The back of the card described a “lined single to left field” by the man whose flawlessly classic baseball name, even to a wide-eyed eight-year-old, and the tremendously cool, tricked-up White Sox uniform he rocked were only the second- and third-coolest things about that card. Minnie Minoso was 53 years old when he rifled that single to left that I had perfectly imagined in my second-grade mind.
Minoso, who got into three September games in that 1976 season (one of which Bobby Jones appeared in for the Angels), had famously played big league baseball in the ’40s, the ’50s, the ’60s, and the ’70s, and that was so cool.
When Minoso (who started playing in the Negro Leagues in ’46) turned age 46, he was seven years post-retirement — but five years pre-unretirement.
And nine years pre-unretirement, too. Minoso got into two games for Chicago in 1980.
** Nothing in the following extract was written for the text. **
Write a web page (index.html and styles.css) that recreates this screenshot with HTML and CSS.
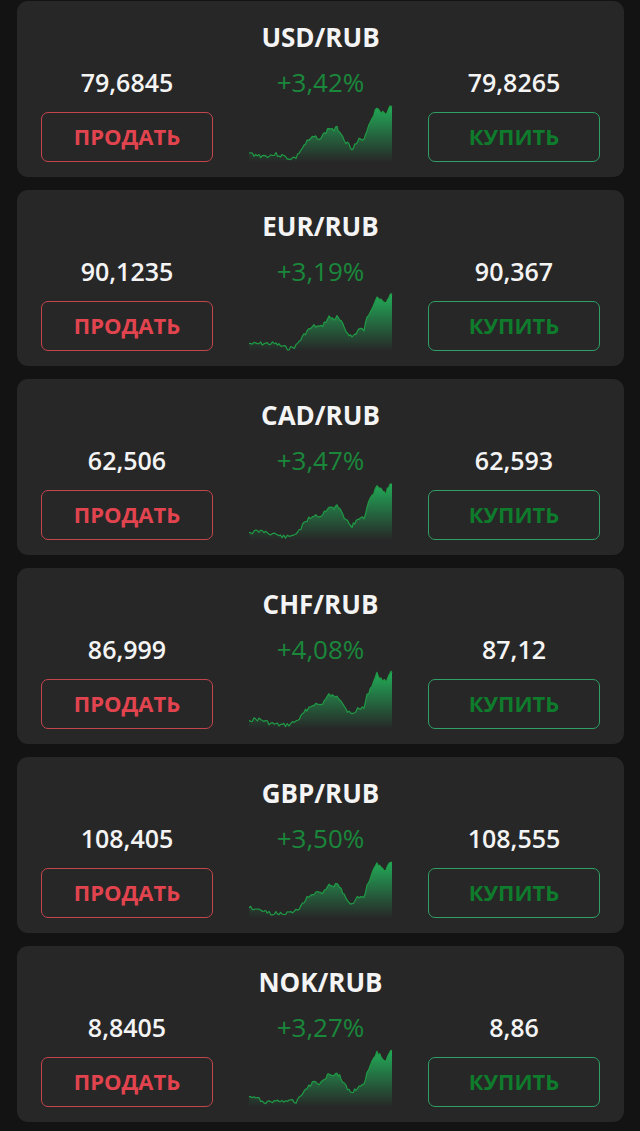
FILE: index.html
```html
<!DOCTYPE html>
<html lang="ru">
<head>
    <meta charset="UTF-8">
    <meta name="viewport" content="width=device-width, initial-scale=1.0">
    <title>Курсы валют</title>
    <link rel="stylesheet" href="styles.css">
</head>
<body>
    <div class="list">
        <div class="card">
            <div class="pair">USD/RUB</div>
            <div class="quote">
                <div class="side">
                    <div class="price">79,6845</div>
                    <a class="btn sell" href="#">ПРОДАТЬ</a>
                </div>
                <div class="mid">
                    <div class="change">+3,42%</div>
                    <svg class="chart" data-seed="3" viewBox="0 0 144 59"></svg>
                </div>
                <div class="side">
                    <div class="price">79,8265</div>
                    <a class="btn buy" href="#">КУПИТЬ</a>
                </div>
            </div>
        </div>
        <div class="card">
            <div class="pair">EUR/RUB</div>
            <div class="quote">
                <div class="side">
                    <div class="price">90,1235</div>
                    <a class="btn sell" href="#">ПРОДАТЬ</a>
                </div>
                <div class="mid">
                    <div class="change">+3,19%</div>
                    <svg class="chart" data-seed="7" viewBox="0 0 144 59"></svg>
                </div>
                <div class="side">
                    <div class="price">90,367</div>
                    <a class="btn buy" href="#">КУПИТЬ</a>
                </div>
            </div>
        </div>
        <div class="card">
            <div class="pair">CAD/RUB</div>
            <div class="quote">
                <div class="side">
                    <div class="price">62,506</div>
                    <a class="btn sell" href="#">ПРОДАТЬ</a>
                </div>
                <div class="mid">
                    <div class="change">+3,47%</div>
                    <svg class="chart" data-seed="11" viewBox="0 0 144 59"></svg>
                </div>
                <div class="side">
                    <div class="price">62,593</div>
                    <a class="btn buy" href="#">КУПИТЬ</a>
                </div>
            </div>
        </div>
        <div class="card">
            <div class="pair">CHF/RUB</div>
            <div class="quote">
                <div class="side">
                    <div class="price">86,999</div>
                    <a class="btn sell" href="#">ПРОДАТЬ</a>
                </div>
                <div class="mid">
                    <div class="change">+4,08%</div>
                    <svg class="chart" data-seed="17" viewBox="0 0 144 59"></svg>
                </div>
                <div class="side">
                    <div class="price">87,12</div>
                    <a class="btn buy" href="#">КУПИТЬ</a>
                </div>
            </div>
        </div>
        <div class="card">
            <div class="pair">GBP/RUB</div>
            <div class="quote">
                <div class="side">
                    <div class="price">108,405</div>
                    <a class="btn sell" href="#">ПРОДАТЬ</a>
                </div>
                <div class="mid">
                    <div class="change">+3,50%</div>
                    <svg class="chart" data-seed="23" viewBox="0 0 144 59"></svg>
                </div>
                <div class="side">
                    <div class="price">108,555</div>
                    <a class="btn buy" href="#">КУПИТЬ</a>
                </div>
            </div>
        </div>
        <div class="card">
            <div class="pair">NOK/RUB</div>
            <div class="quote">
                <div class="side">
                    <div class="price">8,8405</div>
                    <a class="btn sell" href="#">ПРОДАТЬ</a>
                </div>
                <div class="mid">
                    <div class="change">+3,27%</div>
                    <svg class="chart" data-seed="31" viewBox="0 0 144 59"></svg>
                </div>
                <div class="side">
                    <div class="price">8,86</div>
                    <a class="btn buy" href="#">КУПИТЬ</a>
                </div>
            </div>
        </div>
    </div>

<script>
    // rough shape of the last-month rate, same for every pair
    var base = [
        [0, 50], [10, 51], [20, 53], [27, 53], [33, 54], [40, 55], [47, 53],
        [52, 47], [58, 39], [65, 34], [72, 35], [77, 29], [80, 25], [85, 27],
        [88, 25], [92, 30], [97, 39], [103, 45], [107, 41], [110, 37], [115, 38],
        [118, 26], [123, 15], [128, 4], [132, 9], [137, 12], [141, 2], [143, 3]
    ];

    function makeRandom(seed) {
        return function() {
            seed = (seed * 9301 + 49297) % 233280;
            return seed / 233280;
        };
    }

    function drawChart(svg, index) {
        var rnd = makeRandom(parseInt(svg.dataset.seed, 10));
        var pts = [];
        for (var i = 0; i < base.length - 1; i++) {
            var a = base[i], b = base[i + 1];
            var steps = Math.max(2, Math.round((b[0] - a[0]) / 1.6));
            for (var s = 0; s < steps; s++) {
                var t = s / steps;
                var x = a[0] + (b[0] - a[0]) * t;
                var y = a[1] + (b[1] - a[1]) * t;
                if (i > 0 || s > 0) y += (rnd() - 0.5) * 4;
                if (x < 50) y += Math.sin(x / 6 + index) * 1.5;
                pts.push([x, Math.max(0.5, Math.min(58, y))]);
            }
        }
        pts.push(base[base.length - 1]);

        var line = pts.map(function(p, k) {
            return (k ? "L" : "M") + p[0].toFixed(1) + " " + p[1].toFixed(1);
        }).join(" ");
        var gid = "fade" + index;

        svg.innerHTML =
            '<defs><linearGradient id="' + gid + '" x1="0" y1="0" x2="0" y2="59" gradientUnits="userSpaceOnUse">' +
            '<stop offset="0" stop-color="#22b85e" stop-opacity="0.95"/>' +
            '<stop offset="1" stop-color="#22b85e" stop-opacity="0"/>' +
            '</linearGradient></defs>' +
            '<path d="' + line + ' L143 59 L0 59 Z" fill="url(#' + gid + ')"/>' +
            '<path d="' + line + '" fill="none" stroke="#1f9a45" stroke-width="1.2" stroke-linejoin="round"/>';
    }

    document.querySelectorAll(".chart").forEach(drawChart);
</script>
</body>
</html>
```

FILE: styles.css
```css
body {
    margin: 0;
    background: #131313;
    font-family: "Open Sans", "Noto Sans", sans-serif;
    color: #f4f4f4;
}
.list {
    display: flex;
    flex-direction: column;
    gap: 13px;
    padding: 1px 16px 9px 17px;
}
.card {
    background: #272727;
    border-radius: 11px;
    height: 176px;
    box-sizing: border-box;
    padding: 20px 24px 15px;
}
.pair {
    text-align: center;
    font-size: 26px;
    font-weight: 700;
    line-height: 32px;
}
.quote {
    display: grid;
    grid-template-columns: 172px 1fr 172px;
    margin-top: 13px;
}
.side {
    display: flex;
    flex-direction: column;
    gap: 14px;
}
.price {
    text-align: center;
    font-size: 25px;
    font-weight: 600;
    line-height: 32px;
}
.btn {
    display: flex;
    align-items: center;
    justify-content: center;
    height: 50px;
    box-sizing: border-box;
    padding-bottom: 3px;
    border-radius: 7px;
    border: 1.5px solid;
    text-decoration: none;
    font-size: 22px;
    font-weight: 700;
}
.sell {
    border-color: #c4464d;
    color: #e2444f;
}
.buy {
    border-color: #2f9f66;
    color: #0f7b2c;
}
.mid {
    display: flex;
    flex-direction: column;
    align-items: center;
    justify-content: space-between;
}
.change {
    font-size: 26px;
    font-weight: 500;
    line-height: 32px;
    color: #1a873b;
}
.chart {
    width: 144px;
    height: 59px;
    display: block;
}
```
And then one for the tremendously cool, tricked-up independent St. Paul Saints club in 1993.
And one for the Saints in 2003.
Seven decades of ball. C’mon. Does it get any cooler?
Minnie Minoso is gone, taking with him that little 2.5” x 3.5” piece of my youth, which probably makes me no different from baseball fans from any of three or four generations.
So yeah, feeling a bit older.
But just about every time I sit down to write, I end up feeling a bit younger by time I finish and click “Send.” I think the word “inspiration” means breathing life into something, and I don’t take for granted that you guys give me the chance to write things I want about baseball. I appreciate that a lot.
I appreciate the opportunity to stay close to this great game, any way I can.
I started doing this when Juan Gonzalez was having his career year and Michael Young was playing his first full season of minor league baseball, and I’m still doing it as Young’s post-playing path brings him back to the Texas Rangers, where he’s already impacting the paths Joey Gallo and Michael De Leon find themselves on.
And as the Rangers make preparations for an international J2 class that will be full of kids born after I first started emailing these reports out.
So, yeah, clicking “Send” doesn’t always make me feel younger.